_INFORMATION PROVIDED_.
________________________________________

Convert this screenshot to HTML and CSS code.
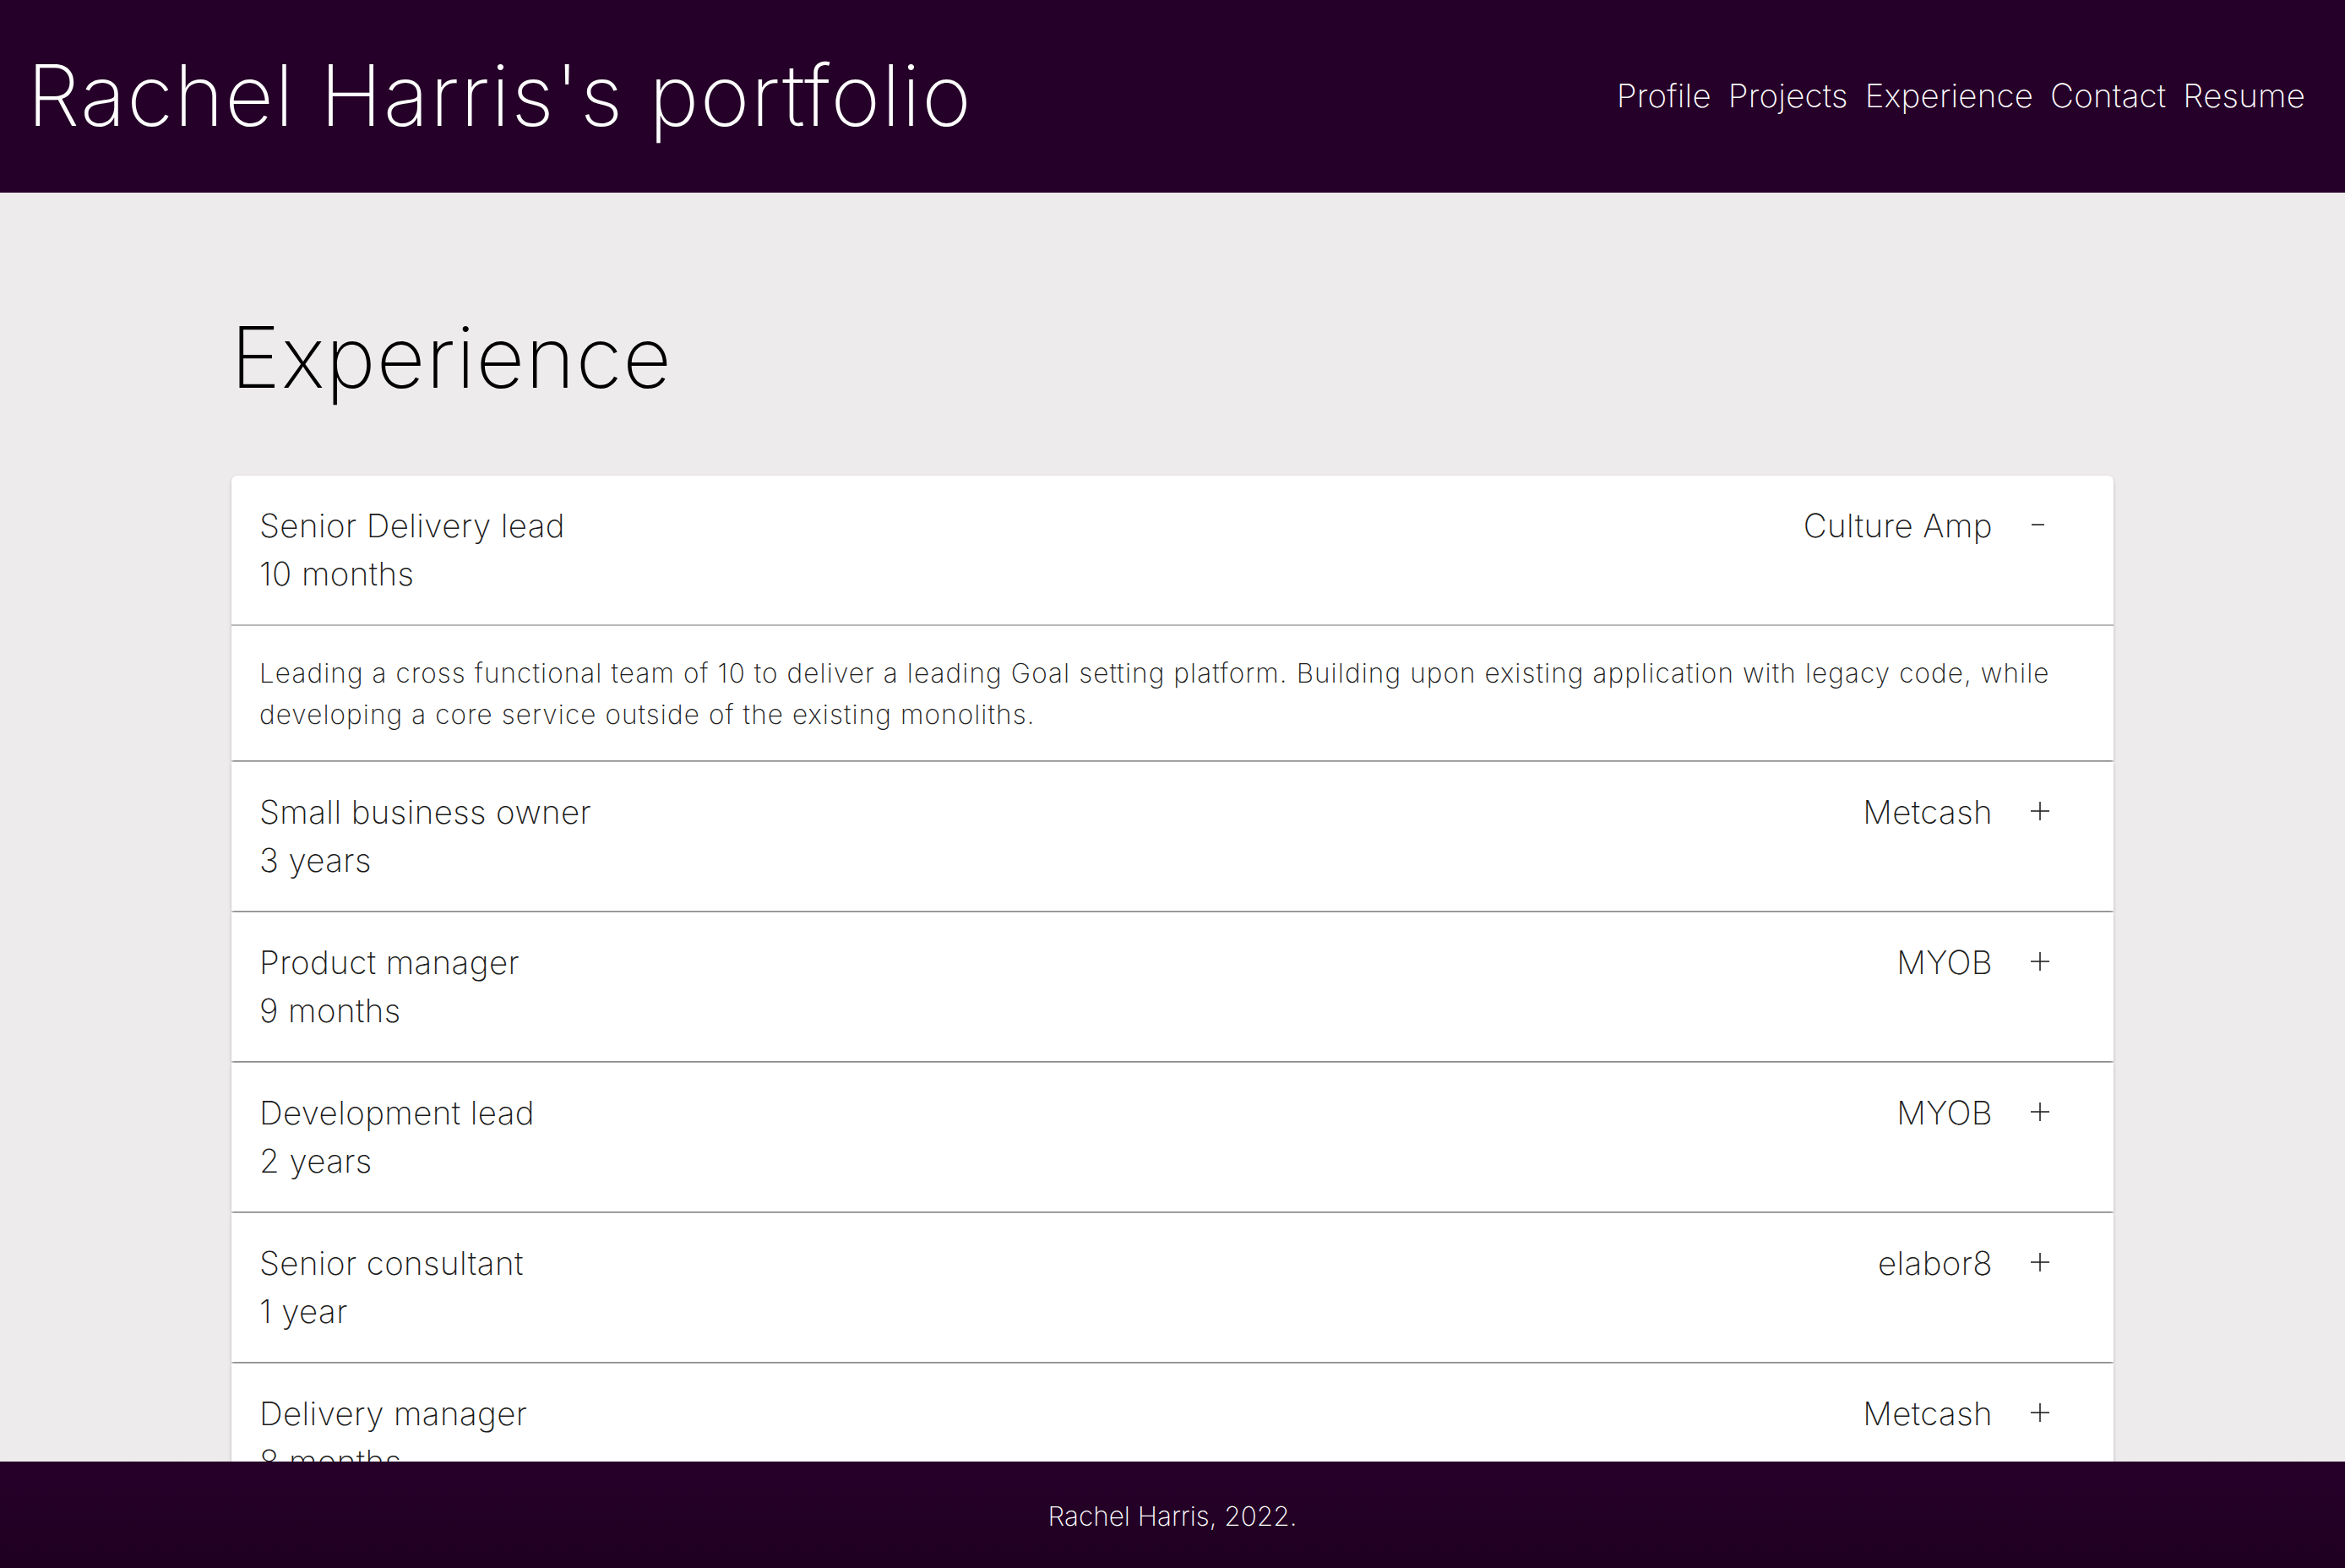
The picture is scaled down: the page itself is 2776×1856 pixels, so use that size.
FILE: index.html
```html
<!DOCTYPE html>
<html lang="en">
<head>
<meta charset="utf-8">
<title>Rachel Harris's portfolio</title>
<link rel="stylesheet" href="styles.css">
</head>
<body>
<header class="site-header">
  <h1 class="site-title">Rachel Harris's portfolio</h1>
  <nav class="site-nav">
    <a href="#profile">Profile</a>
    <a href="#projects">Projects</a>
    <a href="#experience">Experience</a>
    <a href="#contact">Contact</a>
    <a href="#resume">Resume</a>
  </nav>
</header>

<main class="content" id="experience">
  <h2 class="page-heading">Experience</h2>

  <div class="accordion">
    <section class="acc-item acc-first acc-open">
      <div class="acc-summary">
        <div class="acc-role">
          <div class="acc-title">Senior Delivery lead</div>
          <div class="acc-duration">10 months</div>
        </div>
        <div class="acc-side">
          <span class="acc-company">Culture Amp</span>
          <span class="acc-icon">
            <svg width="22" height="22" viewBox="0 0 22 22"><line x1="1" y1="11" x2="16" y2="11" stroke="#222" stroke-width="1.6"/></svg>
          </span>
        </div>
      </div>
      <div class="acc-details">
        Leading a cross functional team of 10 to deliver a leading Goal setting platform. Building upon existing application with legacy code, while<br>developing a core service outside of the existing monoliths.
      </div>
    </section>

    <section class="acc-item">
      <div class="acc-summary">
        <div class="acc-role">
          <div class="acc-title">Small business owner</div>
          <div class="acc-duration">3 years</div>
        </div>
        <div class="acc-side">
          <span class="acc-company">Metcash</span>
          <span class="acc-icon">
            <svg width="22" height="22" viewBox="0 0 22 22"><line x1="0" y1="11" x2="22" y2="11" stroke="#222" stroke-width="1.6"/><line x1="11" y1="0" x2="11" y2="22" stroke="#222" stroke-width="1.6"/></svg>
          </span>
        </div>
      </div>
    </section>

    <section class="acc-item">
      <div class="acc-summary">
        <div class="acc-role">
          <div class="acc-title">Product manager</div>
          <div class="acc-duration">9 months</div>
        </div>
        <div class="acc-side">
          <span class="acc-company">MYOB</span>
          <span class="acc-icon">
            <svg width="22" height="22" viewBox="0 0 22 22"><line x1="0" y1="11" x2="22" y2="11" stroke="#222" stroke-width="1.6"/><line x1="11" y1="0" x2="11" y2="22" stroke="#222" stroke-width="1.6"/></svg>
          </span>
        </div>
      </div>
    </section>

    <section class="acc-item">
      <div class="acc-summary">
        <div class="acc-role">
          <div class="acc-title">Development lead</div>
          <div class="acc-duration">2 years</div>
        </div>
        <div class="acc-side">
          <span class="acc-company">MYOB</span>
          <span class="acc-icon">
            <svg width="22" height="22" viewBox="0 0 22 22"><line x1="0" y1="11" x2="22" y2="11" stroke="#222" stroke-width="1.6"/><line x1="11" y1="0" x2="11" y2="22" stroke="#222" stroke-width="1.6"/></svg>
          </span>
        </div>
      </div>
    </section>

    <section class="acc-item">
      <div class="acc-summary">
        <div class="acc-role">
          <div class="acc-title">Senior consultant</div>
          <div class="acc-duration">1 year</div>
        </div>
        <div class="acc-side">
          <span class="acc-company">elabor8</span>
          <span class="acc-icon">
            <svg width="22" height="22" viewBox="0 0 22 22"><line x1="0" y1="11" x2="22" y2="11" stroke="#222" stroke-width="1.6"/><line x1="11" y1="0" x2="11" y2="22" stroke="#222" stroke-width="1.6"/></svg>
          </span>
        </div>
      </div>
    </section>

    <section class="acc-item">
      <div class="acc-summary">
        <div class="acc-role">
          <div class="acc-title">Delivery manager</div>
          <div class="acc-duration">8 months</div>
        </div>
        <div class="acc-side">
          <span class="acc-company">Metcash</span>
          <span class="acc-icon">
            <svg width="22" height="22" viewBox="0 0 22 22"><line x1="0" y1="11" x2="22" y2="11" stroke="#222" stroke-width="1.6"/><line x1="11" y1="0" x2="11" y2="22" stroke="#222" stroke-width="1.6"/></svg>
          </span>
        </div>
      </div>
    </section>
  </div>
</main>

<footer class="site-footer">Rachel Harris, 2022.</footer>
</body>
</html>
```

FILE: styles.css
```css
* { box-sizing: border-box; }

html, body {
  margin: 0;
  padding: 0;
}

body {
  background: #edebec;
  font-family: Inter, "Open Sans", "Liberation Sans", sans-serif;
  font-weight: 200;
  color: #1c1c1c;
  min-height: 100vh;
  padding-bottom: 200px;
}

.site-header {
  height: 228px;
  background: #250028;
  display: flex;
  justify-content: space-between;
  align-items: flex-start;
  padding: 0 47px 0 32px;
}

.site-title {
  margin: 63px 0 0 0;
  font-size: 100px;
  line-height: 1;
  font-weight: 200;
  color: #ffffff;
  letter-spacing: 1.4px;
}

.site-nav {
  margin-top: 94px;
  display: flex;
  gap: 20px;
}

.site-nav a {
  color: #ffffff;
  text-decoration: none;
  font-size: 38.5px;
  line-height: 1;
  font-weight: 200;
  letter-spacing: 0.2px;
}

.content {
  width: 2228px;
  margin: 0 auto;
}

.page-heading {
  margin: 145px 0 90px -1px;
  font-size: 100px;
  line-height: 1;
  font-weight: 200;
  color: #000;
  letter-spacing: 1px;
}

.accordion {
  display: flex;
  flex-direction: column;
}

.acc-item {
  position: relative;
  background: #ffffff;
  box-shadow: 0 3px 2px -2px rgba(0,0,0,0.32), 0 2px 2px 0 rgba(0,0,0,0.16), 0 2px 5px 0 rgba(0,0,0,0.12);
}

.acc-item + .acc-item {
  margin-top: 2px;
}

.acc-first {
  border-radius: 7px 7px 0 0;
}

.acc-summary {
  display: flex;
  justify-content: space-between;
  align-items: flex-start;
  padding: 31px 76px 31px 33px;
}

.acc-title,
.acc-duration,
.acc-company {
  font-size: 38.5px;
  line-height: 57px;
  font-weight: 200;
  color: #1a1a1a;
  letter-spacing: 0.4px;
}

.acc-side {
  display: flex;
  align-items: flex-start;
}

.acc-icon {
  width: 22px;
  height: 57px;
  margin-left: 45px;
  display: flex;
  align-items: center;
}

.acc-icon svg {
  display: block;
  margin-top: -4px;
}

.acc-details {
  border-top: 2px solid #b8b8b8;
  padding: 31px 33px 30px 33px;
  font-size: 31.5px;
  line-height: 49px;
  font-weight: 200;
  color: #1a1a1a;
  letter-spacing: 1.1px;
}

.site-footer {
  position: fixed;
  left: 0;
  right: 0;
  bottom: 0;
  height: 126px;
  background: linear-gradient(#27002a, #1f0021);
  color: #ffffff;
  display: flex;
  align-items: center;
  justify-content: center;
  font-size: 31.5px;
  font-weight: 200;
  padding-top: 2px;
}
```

________________________________________

_WRITTEN PROBLEM_. Leave out the pictures and restate everything else word for word.

_PROBLEM SOLUTION_.
Convert this screenshot to HTML and CSS code.
The picture is scaled down: the page itself is 2776×1856 pixels, so use that size.
FILE: index.html
```html
<!DOCTYPE html>
<html lang="en">
<head>
<meta charset="utf-8">
<title>Rachel Harris's portfolio</title>
<link rel="stylesheet" href="styles.css">
</head>
<body>
<header class="site-header">
  <h1 class="site-title">Rachel Harris's portfolio</h1>
  <nav class="site-nav">
    <a href="#profile">Profile</a>
    <a href="#projects">Projects</a>
    <a href="#experience">Experience</a>
    <a href="#contact">Contact</a>
    <a href="#resume">Resume</a>
  </nav>
</header>

<main class="content" id="experience">
  <h2 class="page-heading">Experience</h2>

  <div class="accordion">
    <section class="acc-item acc-first acc-open">
      <div class="acc-summary">
        <div class="acc-role">
          <div class="acc-title">Senior Delivery lead</div>
          <div class="acc-duration">10 months</div>
        </div>
        <div class="acc-side">
          <span class="acc-company">Culture Amp</span>
          <span class="acc-icon">
            <svg width="22" height="22" viewBox="0 0 22 22"><line x1="1" y1="11" x2="16" y2="11" stroke="#222" stroke-width="1.6"/></svg>
          </span>
        </div>
      </div>
      <div class="acc-details">
        Leading a cross functional team of 10 to deliver a leading Goal setting platform. Building upon existing application with legacy code, while<br>developing a core service outside of the existing monoliths.
      </div>
    </section>

    <section class="acc-item">
      <div class="acc-summary">
        <div class="acc-role">
          <div class="acc-title">Small business owner</div>
          <div class="acc-duration">3 years</div>
        </div>
        <div class="acc-side">
          <span class="acc-company">Metcash</span>
          <span class="acc-icon">
            <svg width="22" height="22" viewBox="0 0 22 22"><line x1="0" y1="11" x2="22" y2="11" stroke="#222" stroke-width="1.6"/><line x1="11" y1="0" x2="11" y2="22" stroke="#222" stroke-width="1.6"/></svg>
          </span>
        </div>
      </div>
    </section>

    <section class="acc-item">
      <div class="acc-summary">
        <div class="acc-role">
          <div class="acc-title">Product manager</div>
          <div class="acc-duration">9 months</div>
        </div>
        <div class="acc-side">
          <span class="acc-company">MYOB</span>
          <span class="acc-icon">
            <svg width="22" height="22" viewBox="0 0 22 22"><line x1="0" y1="11" x2="22" y2="11" stroke="#222" stroke-width="1.6"/><line x1="11" y1="0" x2="11" y2="22" stroke="#222" stroke-width="1.6"/></svg>
          </span>
        </div>
      </div>
    </section>

    <section class="acc-item">
      <div class="acc-summary">
        <div class="acc-role">
          <div class="acc-title">Development lead</div>
          <div class="acc-duration">2 years</div>
        </div>
        <div class="acc-side">
          <span class="acc-company">MYOB</span>
          <span class="acc-icon">
            <svg width="22" height="22" viewBox="0 0 22 22"><line x1="0" y1="11" x2="22" y2="11" stroke="#222" stroke-width="1.6"/><line x1="11" y1="0" x2="11" y2="22" stroke="#222" stroke-width="1.6"/></svg>
          </span>
        </div>
      </div>
    </section>

    <section class="acc-item">
      <div class="acc-summary">
        <div class="acc-role">
          <div class="acc-title">Senior consultant</div>
          <div class="acc-duration">1 year</div>
        </div>
        <div class="acc-side">
          <span class="acc-company">elabor8</span>
          <span class="acc-icon">
            <svg width="22" height="22" viewBox="0 0 22 22"><line x1="0" y1="11" x2="22" y2="11" stroke="#222" stroke-width="1.6"/><line x1="11" y1="0" x2="11" y2="22" stroke="#222" stroke-width="1.6"/></svg>
          </span>
        </div>
      </div>
    </section>

    <section class="acc-item">
      <div class="acc-summary">
        <div class="acc-role">
          <div class="acc-title">Delivery manager</div>
          <div class="acc-duration">8 months</div>
        </div>
        <div class="acc-side">
          <span class="acc-company">Metcash</span>
          <span class="acc-icon">
            <svg width="22" height="22" viewBox="0 0 22 22"><line x1="0" y1="11" x2="22" y2="11" stroke="#222" stroke-width="1.6"/><line x1="11" y1="0" x2="11" y2="22" stroke="#222" stroke-width="1.6"/></svg>
          </span>
        </div>
      </div>
    </section>
  </div>
</main>

<footer class="site-footer">Rachel Harris, 2022.</footer>
</body>
</html>
```

FILE: styles.css
```css
* { box-sizing: border-box; }

html, body {
  margin: 0;
  padding: 0;
}

body {
  background: #edebec;
  font-family: Inter, "Open Sans", "Liberation Sans", sans-serif;
  font-weight: 200;
  color: #1c1c1c;
  min-height: 100vh;
  padding-bottom: 200px;
}

.site-header {
  height: 228px;
  background: #250028;
  display: flex;
  justify-content: space-between;
  align-items: flex-start;
  padding: 0 47px 0 32px;
}

.site-title {
  margin: 63px 0 0 0;
  font-size: 100px;
  line-height: 1;
  font-weight: 200;
  color: #ffffff;
  letter-spacing: 1.4px;
}

.site-nav {
  margin-top: 94px;
  display: flex;
  gap: 20px;
}

.site-nav a {
  color: #ffffff;
  text-decoration: none;
  font-size: 38.5px;
  line-height: 1;
  font-weight: 200;
  letter-spacing: 0.2px;
}

.content {
  width: 2228px;
  margin: 0 auto;
}

.page-heading {
  margin: 145px 0 90px -1px;
  font-size: 100px;
  line-height: 1;
  font-weight: 200;
  color: #000;
  letter-spacing: 1px;
}

.accordion {
  display: flex;
  flex-direction: column;
}

.acc-item {
  position: relative;
  background: #ffffff;
  box-shadow: 0 3px 2px -2px rgba(0,0,0,0.32), 0 2px 2px 0 rgba(0,0,0,0.16), 0 2px 5px 0 rgba(0,0,0,0.12);
}

.acc-item + .acc-item {
  margin-top: 2px;
}

.acc-first {
  border-radius: 7px 7px 0 0;
}

.acc-summary {
  display: flex;
  justify-content: space-between;
  align-items: flex-start;
  padding: 31px 76px 31px 33px;
}

.acc-title,
.acc-duration,
.acc-company {
  font-size: 38.5px;
  line-height: 57px;
  font-weight: 200;
  color: #1a1a1a;
  letter-spacing: 0.4px;
}

.acc-side {
  display: flex;
  align-items: flex-start;
}

.acc-icon {
  width: 22px;
  height: 57px;
  margin-left: 45px;
  display: flex;
  align-items: center;
}

.acc-icon svg {
  display: block;
  margin-top: -4px;
}

.acc-details {
  border-top: 2px solid #b8b8b8;
  padding: 31px 33px 30px 33px;
  font-size: 31.5px;
  line-height: 49px;
  font-weight: 200;
  color: #1a1a1a;
  letter-spacing: 1.1px;
}

.site-footer {
  position: fixed;
  left: 0;
  right: 0;
  bottom: 0;
  height: 126px;
  background: linear-gradient(#27002a, #1f0021);
  color: #ffffff;
  display: flex;
  align-items: center;
  justify-content: center;
  font-size: 31.5px;
  font-weight: 200;
  padding-top: 2px;
}
```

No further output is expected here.